◆ What is asked ◆
State the number of lines that hold the string "styles", with nothing added.

◆ Excerpted data ◆
....
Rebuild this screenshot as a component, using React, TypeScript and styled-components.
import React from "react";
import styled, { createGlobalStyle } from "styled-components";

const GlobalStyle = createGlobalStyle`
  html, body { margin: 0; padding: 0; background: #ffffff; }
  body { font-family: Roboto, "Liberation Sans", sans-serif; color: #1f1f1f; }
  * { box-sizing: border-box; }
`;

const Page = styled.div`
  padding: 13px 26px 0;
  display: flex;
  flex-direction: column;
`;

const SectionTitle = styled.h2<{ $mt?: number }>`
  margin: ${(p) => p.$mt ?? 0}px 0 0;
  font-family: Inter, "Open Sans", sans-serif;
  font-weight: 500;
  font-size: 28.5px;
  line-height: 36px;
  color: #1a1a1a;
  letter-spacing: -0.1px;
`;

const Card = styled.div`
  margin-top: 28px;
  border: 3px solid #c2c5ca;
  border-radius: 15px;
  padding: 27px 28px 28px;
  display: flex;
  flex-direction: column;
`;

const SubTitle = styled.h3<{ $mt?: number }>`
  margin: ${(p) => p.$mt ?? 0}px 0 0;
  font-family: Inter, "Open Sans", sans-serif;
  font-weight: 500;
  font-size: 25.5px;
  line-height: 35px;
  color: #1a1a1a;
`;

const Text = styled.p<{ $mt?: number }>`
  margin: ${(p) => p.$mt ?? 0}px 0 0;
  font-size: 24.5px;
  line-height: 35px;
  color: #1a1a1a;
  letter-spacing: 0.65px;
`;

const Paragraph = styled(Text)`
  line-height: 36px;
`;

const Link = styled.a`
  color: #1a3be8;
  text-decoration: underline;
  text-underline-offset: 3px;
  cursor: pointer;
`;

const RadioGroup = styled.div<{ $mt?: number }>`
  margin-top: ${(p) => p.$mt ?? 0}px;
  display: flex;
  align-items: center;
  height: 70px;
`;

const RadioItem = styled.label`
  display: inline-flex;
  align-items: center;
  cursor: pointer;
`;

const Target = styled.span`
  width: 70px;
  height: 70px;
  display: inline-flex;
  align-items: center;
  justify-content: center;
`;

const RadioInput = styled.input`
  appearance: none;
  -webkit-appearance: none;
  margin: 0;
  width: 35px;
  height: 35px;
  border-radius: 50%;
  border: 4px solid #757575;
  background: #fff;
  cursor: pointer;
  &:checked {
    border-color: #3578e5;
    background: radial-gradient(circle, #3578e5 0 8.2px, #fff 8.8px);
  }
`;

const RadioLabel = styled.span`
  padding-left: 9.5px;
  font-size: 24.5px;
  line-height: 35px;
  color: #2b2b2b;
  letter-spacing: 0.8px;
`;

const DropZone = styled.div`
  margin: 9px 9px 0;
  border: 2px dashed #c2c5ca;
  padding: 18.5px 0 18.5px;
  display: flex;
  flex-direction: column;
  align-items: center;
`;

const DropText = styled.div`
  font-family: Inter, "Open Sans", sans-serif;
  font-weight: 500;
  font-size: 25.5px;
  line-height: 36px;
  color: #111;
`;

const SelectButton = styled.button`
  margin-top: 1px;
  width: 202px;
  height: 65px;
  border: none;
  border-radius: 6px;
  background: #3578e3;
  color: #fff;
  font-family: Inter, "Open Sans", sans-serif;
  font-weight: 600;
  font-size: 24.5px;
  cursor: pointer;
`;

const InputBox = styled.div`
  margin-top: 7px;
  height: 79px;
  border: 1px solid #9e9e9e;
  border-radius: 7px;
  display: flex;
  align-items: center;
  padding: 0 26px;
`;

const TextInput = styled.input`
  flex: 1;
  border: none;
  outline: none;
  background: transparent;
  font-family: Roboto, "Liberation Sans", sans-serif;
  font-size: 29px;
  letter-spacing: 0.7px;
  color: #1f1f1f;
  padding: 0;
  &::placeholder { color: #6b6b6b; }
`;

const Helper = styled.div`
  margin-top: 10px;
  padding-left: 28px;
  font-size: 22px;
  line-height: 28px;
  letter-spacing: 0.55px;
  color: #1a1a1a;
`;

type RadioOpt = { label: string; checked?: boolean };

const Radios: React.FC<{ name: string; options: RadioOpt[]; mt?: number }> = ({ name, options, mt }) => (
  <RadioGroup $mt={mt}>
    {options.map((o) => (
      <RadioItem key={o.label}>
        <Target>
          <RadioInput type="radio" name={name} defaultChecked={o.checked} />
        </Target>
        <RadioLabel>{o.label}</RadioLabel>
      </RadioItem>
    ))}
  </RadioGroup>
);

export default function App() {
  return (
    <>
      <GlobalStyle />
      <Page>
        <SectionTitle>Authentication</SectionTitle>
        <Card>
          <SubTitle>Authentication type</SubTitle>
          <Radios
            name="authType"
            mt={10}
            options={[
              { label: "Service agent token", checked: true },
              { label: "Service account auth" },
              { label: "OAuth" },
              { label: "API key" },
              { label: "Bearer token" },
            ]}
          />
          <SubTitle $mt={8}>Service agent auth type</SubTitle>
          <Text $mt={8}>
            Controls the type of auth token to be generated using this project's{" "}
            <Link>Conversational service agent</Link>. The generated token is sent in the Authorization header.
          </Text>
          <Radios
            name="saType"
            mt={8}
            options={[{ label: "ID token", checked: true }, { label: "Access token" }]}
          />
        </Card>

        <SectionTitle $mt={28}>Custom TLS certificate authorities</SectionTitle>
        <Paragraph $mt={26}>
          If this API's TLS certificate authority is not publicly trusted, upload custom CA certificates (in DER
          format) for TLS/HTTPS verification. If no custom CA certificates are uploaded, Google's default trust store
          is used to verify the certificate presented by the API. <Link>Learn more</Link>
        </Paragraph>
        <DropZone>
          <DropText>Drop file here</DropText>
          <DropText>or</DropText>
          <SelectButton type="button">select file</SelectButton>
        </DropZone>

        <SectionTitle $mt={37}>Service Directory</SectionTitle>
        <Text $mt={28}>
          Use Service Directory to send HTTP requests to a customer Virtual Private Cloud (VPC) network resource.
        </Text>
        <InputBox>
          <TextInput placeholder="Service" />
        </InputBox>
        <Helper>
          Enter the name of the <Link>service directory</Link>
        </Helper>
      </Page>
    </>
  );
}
....
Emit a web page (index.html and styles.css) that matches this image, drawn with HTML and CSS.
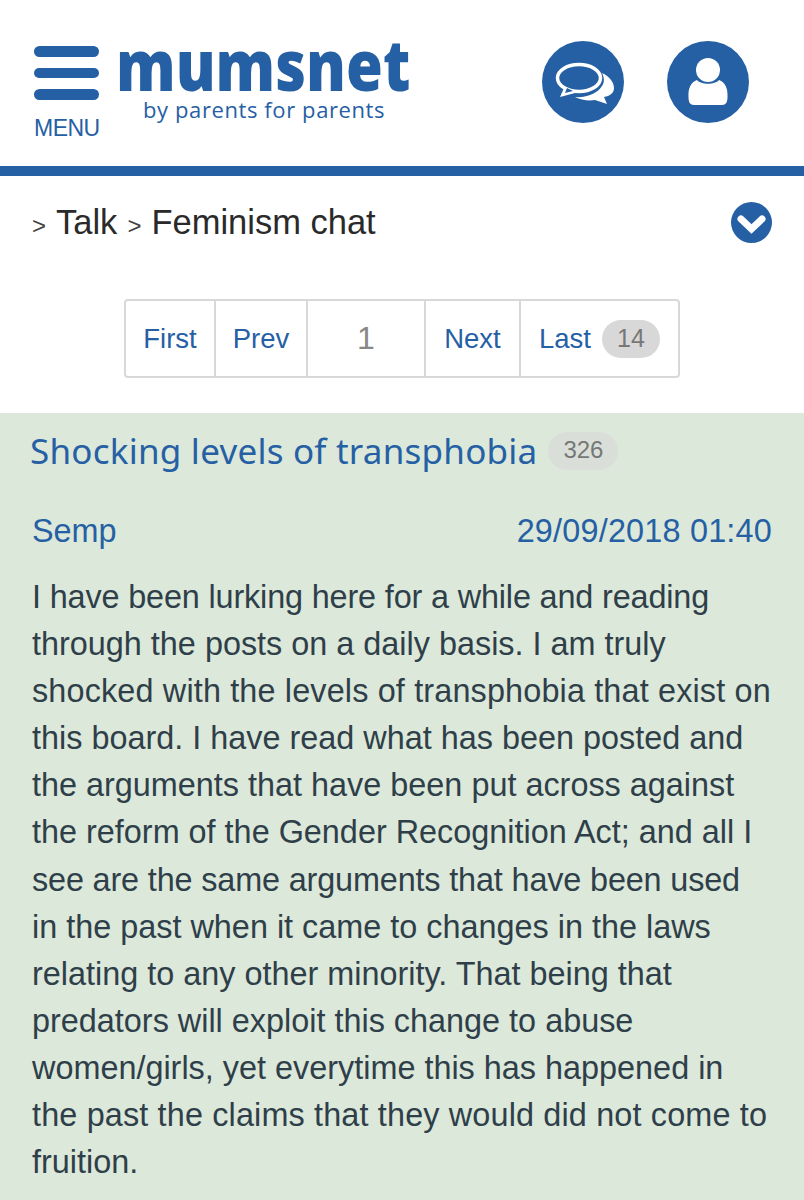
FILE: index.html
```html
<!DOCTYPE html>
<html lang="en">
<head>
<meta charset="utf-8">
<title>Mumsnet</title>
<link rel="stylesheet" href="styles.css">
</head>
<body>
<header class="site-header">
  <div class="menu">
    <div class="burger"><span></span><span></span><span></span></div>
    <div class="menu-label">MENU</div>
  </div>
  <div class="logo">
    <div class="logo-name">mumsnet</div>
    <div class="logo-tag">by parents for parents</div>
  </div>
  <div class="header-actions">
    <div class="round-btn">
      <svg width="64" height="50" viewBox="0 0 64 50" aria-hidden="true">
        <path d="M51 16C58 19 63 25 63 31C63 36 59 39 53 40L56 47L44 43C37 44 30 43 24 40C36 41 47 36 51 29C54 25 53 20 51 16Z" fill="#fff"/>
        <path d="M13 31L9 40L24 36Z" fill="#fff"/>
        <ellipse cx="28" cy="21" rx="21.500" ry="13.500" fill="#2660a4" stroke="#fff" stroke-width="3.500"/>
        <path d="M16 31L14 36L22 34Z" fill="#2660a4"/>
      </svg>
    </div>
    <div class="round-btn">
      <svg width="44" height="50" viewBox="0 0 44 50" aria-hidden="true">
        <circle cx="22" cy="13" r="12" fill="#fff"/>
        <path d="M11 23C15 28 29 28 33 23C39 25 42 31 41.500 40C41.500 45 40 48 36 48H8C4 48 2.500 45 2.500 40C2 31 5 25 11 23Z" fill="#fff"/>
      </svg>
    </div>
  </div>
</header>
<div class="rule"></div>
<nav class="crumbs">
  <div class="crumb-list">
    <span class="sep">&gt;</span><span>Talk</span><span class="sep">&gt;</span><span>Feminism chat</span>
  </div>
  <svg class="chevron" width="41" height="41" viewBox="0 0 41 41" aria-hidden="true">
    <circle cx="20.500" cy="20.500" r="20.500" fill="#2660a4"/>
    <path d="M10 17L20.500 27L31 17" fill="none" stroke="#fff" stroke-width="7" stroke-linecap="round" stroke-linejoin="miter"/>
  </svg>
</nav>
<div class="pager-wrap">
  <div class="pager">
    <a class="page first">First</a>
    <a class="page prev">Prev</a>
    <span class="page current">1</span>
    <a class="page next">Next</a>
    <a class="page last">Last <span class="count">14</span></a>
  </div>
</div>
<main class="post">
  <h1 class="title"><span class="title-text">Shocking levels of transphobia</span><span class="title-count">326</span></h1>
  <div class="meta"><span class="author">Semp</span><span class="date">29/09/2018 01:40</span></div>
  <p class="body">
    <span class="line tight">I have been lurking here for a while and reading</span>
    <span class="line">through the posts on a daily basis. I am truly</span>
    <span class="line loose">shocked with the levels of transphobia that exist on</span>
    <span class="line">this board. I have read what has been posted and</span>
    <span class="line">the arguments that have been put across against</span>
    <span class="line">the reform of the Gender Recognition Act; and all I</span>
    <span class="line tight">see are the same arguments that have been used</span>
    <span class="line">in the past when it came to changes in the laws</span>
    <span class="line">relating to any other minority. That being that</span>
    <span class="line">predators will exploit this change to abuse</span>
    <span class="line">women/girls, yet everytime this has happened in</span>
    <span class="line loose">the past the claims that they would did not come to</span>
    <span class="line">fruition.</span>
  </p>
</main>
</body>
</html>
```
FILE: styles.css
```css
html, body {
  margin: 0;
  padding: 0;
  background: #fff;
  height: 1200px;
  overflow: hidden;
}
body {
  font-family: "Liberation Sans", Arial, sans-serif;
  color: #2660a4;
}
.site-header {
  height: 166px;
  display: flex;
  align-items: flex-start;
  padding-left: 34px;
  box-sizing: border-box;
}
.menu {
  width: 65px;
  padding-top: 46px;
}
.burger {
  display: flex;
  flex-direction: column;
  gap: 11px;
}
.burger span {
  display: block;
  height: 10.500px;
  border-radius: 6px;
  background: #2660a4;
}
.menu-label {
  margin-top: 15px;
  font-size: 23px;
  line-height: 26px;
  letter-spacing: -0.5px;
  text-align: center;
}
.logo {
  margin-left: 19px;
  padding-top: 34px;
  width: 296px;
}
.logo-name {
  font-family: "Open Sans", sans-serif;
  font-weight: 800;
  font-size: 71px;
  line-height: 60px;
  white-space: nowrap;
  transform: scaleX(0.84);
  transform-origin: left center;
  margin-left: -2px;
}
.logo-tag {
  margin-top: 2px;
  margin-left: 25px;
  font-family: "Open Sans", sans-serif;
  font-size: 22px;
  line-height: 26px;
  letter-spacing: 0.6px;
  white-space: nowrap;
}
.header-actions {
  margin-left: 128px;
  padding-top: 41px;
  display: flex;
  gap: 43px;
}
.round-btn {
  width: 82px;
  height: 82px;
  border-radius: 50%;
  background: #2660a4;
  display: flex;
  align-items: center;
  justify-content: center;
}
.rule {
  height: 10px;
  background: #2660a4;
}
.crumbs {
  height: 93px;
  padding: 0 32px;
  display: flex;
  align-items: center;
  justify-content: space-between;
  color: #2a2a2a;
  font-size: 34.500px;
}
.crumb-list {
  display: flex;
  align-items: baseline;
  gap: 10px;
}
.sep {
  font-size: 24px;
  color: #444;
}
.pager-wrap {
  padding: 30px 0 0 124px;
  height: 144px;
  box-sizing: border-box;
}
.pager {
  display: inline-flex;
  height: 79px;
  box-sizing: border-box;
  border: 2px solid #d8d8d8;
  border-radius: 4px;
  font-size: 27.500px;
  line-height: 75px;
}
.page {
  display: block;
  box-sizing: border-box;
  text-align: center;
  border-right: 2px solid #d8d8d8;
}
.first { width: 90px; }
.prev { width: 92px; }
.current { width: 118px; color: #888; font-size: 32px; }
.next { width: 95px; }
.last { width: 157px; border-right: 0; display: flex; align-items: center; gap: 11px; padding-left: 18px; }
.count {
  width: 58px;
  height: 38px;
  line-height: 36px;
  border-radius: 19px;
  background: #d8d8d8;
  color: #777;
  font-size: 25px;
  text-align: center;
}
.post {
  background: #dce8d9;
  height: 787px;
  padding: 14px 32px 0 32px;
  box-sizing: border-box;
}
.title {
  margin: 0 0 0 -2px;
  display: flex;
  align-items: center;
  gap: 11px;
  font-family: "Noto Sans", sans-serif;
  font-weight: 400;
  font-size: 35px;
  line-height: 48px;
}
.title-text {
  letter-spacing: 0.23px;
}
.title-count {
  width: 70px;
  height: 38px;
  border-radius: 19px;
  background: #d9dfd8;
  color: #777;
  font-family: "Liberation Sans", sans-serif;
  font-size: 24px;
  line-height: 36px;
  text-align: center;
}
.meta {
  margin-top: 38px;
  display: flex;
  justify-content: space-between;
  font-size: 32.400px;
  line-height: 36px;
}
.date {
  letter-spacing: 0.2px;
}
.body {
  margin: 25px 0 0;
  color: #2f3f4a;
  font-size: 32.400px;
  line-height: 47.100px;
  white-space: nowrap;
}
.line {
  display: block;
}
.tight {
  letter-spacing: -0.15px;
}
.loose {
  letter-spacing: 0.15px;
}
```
....
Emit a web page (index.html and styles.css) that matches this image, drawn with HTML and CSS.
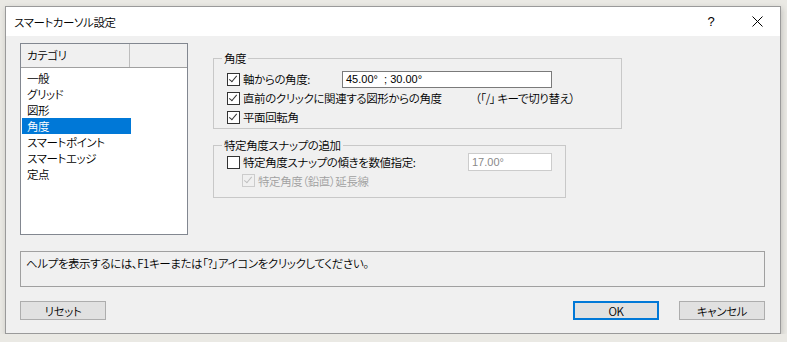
....
◆ Finished exercise ◆
4